We will gradually introduce items at other price points, definitely lower and probably higher than what‘s in the store today. We hope you enjoy them and are as passionate about them as you are of the current items that are for sale."

It's almost midnight where I am and so I'm not exactly in the best state for a sociological debate but... well, I'm more than a little startled at this justification. And not just because I've never met anyone who buys $1000 jeans. Yes, our increasingly digital lives mean in-game self-expression can and should be considered as important as real-world self-expression, but I just can't get to the point where I can quite so directly equate a few lines of code and texture files to something that can keep me warm or make me look marginally less horrific when I go out.

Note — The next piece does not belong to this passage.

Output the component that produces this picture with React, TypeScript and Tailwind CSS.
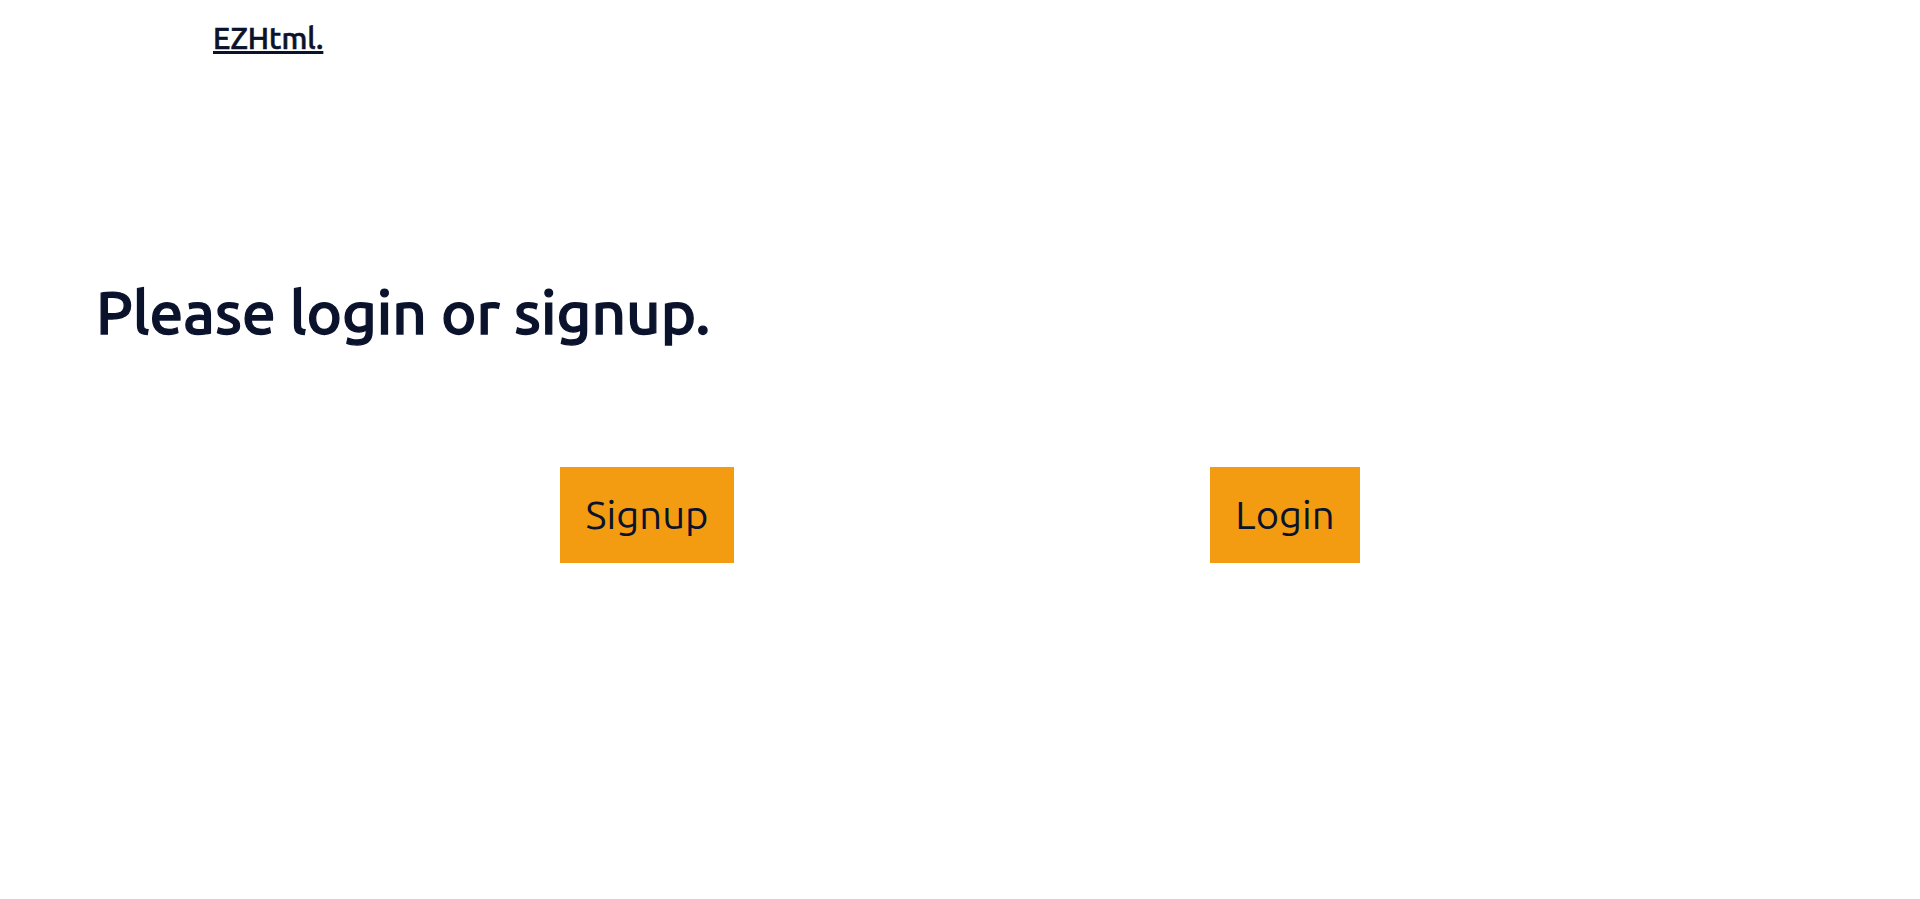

I do admire the chutzpah of admitting that neither real or pretend clothes have any tangible value beyond the subjective, however. And there's certainly something in the assertion that people will take note and react if they spot you wearing an evidently expensive item, but whether a fixed in-game store with fixed in-game prices for cyber-monocles is actually equivalent to wearing a rolex... No, it doesn't sit right. Partly because of the oddity of holding a graphic to be the direct equal of something that's tangible, that is manufactured and shipped and felt and smelt and stretched, and partly because these are Eve's first-ever in-game clothes, so the difference between what's high-fashion and what's purely functional hasn't even slightly been established as yet. That's the point, perhaps - this first run of items will establish how many people are prepared to pay how much, and the higher and lower can spawn out of that. Trouble is, it's all happening rather noisily in public. Starting Icarna with only low-priced items might well have proven less controversial.

Not to mention that, quite frankly, Eve isn't exactly the best game to test theories of clothing-based vanity and self-expression - it's built up a formidable reputation and playerbase because it's about space war and politicking, not poncing about in expensive shirts. Clothes-selling was a big enough risk for this particular game to take in the first place, even before tagging them with such high prices. Whether right or wrong, the theory of digital vanity item's subjective value being comparable to a real-life vanity item's subjective value is a fascinating one - but Eve and its playerbase rather seems like the wrong testbed for it.

On the other hand, I wonder if the talk of lower price items arriving soon might just be a veiled admission of error for this run of avatar clothes. If, in a little time, cheap items are very much the norm with a few expensive ones also available for those rich or fool enough to want them, perhaps the problem will quietly go away and people will be content to spend a little extra to customise their characters more or less as they see fit. But claiming the current state of affairs (where even the lower-priced purely cosmetic items equate to more than cost of a month's subscription to the game, or any number of in-game ships and upgrades that actually do stuff) is essentially just a social engineering experiment that upset players haven't yet grasped the wisdom of probably isn't going to make people feel better.

Also addressed (and confirmed as real) is the leaked CCP internal newsletter, 'Greed Is Good', which contained some rather frank discussion about the merits and potential of microtransactions, and how best to make players indulge in tons of them. Given the general community sentiment is that the new Eve vanity item store is currently absurdly overpriced, that newsletter probably couldn't have leaked at a worse possible time for CCP.

So Gylfason calls for an end to the personal abuse and harrassment of CCP staff, and claims that the newsletter was essentially the firm playing devil's advocate as it tried to make up its own mind about microtransactions. "The opinions and views expressed in Fearless are just that; opinions and views. They are not CCP policy nor are they a reliable source of CCP views as a company. The employees who submitted articles to that newsletter did exactly what they were asked to do, write about theories and opinions from an exaggerated stand."

So it was just a glorified roleplay exercise? That's what CCP are claiming, anyway. There's more here. Gylfason seems genuinely upset about the response to Incarna and the newsletter, and I'm sure many in CCP feel similarly. Who wants to upset their fanbase, after all? I'm really not convinced that blog is going to put any of the outrage to bed, however. In fact, it may just increasing the apparently growing sense of a rift between the game-players and the game-makers. Hopefully it can all be ironed out soon - Eve is, after all, no stranger to drama, protest and politicking, but always seems to keep its head above the water despite it.